14 Mayıs 2023 Cumhurbaşkanlığı seçimlerinde ise HDP ve Kandil doğrudan Kemal Kılıçdaroğlu’nu destekleme kararı aldı. TBMM’de kapalı kapılar arkasında yapılan CHP-HDP toplantısından “Öcalan’a özgürlük”, “Kürtçe Anadilde eğitim”, “Kayyumların kaldırılması”, “Yerel yönetimlere özgürlük” anlaşmaları çıktı.

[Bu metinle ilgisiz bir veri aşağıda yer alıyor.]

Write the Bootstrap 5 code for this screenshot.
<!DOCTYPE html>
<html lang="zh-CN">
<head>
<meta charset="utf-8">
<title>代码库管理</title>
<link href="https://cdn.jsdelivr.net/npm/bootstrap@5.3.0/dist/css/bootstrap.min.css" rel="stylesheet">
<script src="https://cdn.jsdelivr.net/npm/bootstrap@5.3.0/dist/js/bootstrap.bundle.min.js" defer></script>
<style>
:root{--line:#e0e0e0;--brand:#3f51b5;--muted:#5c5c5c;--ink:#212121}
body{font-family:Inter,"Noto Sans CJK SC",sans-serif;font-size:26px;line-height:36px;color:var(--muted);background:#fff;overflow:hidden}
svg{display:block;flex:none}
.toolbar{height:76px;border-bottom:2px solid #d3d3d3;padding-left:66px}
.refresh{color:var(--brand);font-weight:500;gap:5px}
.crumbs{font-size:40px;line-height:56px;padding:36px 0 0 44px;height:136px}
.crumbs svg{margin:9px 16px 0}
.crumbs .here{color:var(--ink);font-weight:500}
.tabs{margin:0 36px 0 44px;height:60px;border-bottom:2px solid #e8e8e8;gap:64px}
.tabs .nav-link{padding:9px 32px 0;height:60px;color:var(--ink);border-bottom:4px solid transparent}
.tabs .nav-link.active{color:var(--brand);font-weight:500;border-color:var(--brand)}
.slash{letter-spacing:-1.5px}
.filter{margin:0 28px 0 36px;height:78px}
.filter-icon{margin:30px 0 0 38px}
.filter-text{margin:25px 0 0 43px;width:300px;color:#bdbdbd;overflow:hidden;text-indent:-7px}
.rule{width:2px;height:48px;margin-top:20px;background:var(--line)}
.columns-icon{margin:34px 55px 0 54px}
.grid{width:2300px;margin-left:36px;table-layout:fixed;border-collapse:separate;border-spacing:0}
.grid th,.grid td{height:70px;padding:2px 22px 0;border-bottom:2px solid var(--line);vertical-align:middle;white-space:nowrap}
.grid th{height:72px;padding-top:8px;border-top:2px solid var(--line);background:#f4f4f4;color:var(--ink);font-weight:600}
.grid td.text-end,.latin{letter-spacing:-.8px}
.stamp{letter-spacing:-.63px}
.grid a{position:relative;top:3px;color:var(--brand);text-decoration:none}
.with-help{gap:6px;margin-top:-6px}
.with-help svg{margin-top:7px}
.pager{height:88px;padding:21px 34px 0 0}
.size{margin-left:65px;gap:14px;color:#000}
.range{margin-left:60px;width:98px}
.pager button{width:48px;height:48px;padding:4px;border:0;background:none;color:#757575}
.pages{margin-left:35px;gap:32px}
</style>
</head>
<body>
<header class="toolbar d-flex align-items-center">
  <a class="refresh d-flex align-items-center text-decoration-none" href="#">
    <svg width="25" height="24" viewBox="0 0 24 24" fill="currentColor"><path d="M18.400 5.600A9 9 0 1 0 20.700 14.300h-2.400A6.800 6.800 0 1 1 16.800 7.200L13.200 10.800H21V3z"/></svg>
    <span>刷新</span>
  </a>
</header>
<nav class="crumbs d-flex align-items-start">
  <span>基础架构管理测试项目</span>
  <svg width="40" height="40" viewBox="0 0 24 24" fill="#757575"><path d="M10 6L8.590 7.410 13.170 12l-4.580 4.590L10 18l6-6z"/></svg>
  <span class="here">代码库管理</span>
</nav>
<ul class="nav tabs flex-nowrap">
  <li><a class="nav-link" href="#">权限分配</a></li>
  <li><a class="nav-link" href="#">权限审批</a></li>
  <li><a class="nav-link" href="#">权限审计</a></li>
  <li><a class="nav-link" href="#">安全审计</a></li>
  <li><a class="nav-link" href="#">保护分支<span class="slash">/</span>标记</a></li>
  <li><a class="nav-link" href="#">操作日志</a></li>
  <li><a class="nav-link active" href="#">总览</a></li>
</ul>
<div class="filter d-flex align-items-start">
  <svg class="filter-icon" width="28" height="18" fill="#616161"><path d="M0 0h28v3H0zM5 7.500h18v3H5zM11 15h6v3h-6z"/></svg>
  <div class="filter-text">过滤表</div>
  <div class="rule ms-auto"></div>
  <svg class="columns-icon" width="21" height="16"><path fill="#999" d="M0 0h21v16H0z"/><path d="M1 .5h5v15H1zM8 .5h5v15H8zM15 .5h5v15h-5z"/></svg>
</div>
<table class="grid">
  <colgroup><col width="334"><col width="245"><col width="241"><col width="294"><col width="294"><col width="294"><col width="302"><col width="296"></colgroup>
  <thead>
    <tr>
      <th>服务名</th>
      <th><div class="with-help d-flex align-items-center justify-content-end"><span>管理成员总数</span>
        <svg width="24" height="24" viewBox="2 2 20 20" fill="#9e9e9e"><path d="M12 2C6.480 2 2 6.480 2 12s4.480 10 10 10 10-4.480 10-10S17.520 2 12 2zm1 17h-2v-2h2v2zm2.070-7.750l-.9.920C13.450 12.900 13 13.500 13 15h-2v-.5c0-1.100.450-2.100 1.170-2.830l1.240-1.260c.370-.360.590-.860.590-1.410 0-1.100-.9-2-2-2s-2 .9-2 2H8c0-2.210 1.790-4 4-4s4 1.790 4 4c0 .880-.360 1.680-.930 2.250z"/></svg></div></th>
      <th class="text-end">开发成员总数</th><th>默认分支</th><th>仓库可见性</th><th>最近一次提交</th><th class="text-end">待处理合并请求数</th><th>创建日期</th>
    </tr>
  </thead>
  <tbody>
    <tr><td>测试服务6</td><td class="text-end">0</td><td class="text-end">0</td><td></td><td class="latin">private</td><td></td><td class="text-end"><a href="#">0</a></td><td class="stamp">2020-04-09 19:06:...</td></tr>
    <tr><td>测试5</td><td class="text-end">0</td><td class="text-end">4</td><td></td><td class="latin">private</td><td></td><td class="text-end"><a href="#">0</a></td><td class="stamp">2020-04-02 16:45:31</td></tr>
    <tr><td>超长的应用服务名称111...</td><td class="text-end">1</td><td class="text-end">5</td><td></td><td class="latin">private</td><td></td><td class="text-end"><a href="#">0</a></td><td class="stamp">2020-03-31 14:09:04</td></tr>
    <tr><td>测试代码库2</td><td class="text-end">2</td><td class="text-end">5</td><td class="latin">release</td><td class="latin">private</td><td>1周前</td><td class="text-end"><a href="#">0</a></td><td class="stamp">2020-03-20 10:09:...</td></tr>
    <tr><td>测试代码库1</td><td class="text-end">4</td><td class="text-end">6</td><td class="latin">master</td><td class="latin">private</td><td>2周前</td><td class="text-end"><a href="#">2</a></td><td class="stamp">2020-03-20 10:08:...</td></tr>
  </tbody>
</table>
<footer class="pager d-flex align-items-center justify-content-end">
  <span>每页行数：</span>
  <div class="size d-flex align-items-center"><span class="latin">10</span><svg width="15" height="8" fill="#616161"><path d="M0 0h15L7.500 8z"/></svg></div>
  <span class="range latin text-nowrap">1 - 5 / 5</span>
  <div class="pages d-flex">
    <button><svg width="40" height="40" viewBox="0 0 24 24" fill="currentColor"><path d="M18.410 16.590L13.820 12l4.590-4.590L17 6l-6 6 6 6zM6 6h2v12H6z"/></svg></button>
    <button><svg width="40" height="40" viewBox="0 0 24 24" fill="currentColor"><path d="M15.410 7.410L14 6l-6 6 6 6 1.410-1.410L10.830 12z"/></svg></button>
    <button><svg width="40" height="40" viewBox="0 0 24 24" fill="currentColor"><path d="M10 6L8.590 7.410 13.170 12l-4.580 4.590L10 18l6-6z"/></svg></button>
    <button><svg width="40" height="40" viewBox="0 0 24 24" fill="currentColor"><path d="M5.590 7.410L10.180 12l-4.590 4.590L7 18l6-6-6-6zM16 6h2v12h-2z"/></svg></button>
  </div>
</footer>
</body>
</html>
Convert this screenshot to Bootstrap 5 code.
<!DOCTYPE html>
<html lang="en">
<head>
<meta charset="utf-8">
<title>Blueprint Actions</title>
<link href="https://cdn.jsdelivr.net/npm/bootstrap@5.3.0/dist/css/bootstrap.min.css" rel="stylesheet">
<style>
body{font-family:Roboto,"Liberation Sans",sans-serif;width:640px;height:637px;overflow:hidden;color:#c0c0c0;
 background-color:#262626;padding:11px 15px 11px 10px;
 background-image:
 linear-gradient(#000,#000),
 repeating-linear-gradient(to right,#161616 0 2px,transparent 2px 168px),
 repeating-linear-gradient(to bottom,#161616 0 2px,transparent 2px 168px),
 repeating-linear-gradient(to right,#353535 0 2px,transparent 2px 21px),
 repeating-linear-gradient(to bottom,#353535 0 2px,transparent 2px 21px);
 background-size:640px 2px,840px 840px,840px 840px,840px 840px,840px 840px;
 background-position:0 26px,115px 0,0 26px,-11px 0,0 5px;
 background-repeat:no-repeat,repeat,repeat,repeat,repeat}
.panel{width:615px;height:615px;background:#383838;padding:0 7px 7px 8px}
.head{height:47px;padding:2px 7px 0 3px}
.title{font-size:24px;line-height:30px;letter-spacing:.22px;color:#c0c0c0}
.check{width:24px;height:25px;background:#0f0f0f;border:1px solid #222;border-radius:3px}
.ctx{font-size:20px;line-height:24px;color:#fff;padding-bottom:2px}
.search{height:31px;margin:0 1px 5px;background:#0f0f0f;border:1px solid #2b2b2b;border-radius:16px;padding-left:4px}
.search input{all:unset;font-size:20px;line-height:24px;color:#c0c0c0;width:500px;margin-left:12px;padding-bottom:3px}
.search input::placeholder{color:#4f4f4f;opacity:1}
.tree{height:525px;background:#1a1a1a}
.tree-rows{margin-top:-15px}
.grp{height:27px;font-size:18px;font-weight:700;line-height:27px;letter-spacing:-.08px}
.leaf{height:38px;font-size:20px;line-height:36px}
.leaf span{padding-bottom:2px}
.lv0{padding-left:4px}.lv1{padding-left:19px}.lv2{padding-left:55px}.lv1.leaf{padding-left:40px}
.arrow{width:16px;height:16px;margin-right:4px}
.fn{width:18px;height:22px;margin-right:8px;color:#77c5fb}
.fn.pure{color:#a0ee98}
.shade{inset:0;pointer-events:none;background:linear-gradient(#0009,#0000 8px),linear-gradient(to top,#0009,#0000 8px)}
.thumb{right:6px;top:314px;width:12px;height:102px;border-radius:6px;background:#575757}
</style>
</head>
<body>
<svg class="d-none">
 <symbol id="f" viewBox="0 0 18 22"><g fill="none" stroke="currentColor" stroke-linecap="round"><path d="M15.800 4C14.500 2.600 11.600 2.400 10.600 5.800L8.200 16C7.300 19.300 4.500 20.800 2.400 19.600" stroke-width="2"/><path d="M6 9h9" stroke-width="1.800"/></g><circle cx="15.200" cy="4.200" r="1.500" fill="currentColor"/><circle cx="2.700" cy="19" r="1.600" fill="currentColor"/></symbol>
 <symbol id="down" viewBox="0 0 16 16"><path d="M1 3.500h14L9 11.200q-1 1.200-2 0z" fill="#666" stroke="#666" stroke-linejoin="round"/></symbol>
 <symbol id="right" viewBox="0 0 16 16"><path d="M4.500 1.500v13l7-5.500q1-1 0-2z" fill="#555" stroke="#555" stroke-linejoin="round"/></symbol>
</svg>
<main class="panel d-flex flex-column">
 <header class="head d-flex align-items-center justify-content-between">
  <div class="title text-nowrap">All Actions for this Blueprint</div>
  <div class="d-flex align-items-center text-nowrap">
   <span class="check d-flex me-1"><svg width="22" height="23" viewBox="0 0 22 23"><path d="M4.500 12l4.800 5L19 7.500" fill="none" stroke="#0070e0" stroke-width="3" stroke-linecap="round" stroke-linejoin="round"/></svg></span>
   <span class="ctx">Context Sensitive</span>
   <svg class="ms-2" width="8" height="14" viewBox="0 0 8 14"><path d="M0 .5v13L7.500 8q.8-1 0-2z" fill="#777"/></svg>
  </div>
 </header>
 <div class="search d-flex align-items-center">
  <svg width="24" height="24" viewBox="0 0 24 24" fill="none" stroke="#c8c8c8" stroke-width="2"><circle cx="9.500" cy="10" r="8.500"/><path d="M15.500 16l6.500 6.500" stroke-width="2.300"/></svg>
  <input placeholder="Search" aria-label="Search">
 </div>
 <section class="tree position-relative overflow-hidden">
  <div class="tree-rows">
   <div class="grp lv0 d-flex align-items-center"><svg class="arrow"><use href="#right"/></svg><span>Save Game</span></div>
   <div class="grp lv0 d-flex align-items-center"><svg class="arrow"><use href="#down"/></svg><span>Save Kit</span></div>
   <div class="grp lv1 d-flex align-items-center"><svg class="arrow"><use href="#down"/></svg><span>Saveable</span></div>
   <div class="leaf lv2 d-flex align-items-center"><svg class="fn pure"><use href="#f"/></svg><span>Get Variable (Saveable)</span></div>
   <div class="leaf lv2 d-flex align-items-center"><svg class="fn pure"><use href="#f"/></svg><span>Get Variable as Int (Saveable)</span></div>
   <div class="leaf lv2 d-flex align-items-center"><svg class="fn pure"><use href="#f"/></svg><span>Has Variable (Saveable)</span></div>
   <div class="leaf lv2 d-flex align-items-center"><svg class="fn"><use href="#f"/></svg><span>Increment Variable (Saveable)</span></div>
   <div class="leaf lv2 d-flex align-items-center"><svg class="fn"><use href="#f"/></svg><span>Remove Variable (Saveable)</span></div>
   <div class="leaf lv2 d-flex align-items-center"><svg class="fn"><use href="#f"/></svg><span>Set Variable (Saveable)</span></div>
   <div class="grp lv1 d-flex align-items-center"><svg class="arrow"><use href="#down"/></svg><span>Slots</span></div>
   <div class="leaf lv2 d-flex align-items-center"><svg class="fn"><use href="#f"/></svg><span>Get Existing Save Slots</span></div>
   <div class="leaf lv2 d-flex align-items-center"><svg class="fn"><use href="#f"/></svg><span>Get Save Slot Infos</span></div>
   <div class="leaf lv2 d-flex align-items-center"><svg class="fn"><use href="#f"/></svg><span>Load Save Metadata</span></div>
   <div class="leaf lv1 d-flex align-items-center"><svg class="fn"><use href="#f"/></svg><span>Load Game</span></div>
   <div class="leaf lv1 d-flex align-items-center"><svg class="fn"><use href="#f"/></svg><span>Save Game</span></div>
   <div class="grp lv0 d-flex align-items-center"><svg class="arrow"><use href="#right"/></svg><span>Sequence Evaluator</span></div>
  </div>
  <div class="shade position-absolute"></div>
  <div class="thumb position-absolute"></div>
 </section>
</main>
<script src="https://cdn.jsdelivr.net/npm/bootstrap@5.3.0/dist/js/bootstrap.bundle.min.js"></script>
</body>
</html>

CHP’nin HDP tarafından ele geçirilmesi muhalefet bloğunu da kilitledi ve Kandil’in emellerine mahkum etti. Türk siyasetinin bir kanadı terör örgütünün elinde rehin kaldı. CHP’yi düştüğü bu işler acısı durumdan kurtarmak ise Türk yargısına düştü. 3 Aralık’ta başlayacak olan mahkemeye CHP “yargılatmayız” diyerek, CHP sempatizanları da “Kılıçdaroğlu’nu mağdur gösterir” düşüncesiyle karşı çıktı. 

3 Aralık’ta Kılıçdaroğlu’na siyasi yasak gelir ve hapis kararı çıkarsa Kılıçdaroğlu’nun HDP esareti son bulur.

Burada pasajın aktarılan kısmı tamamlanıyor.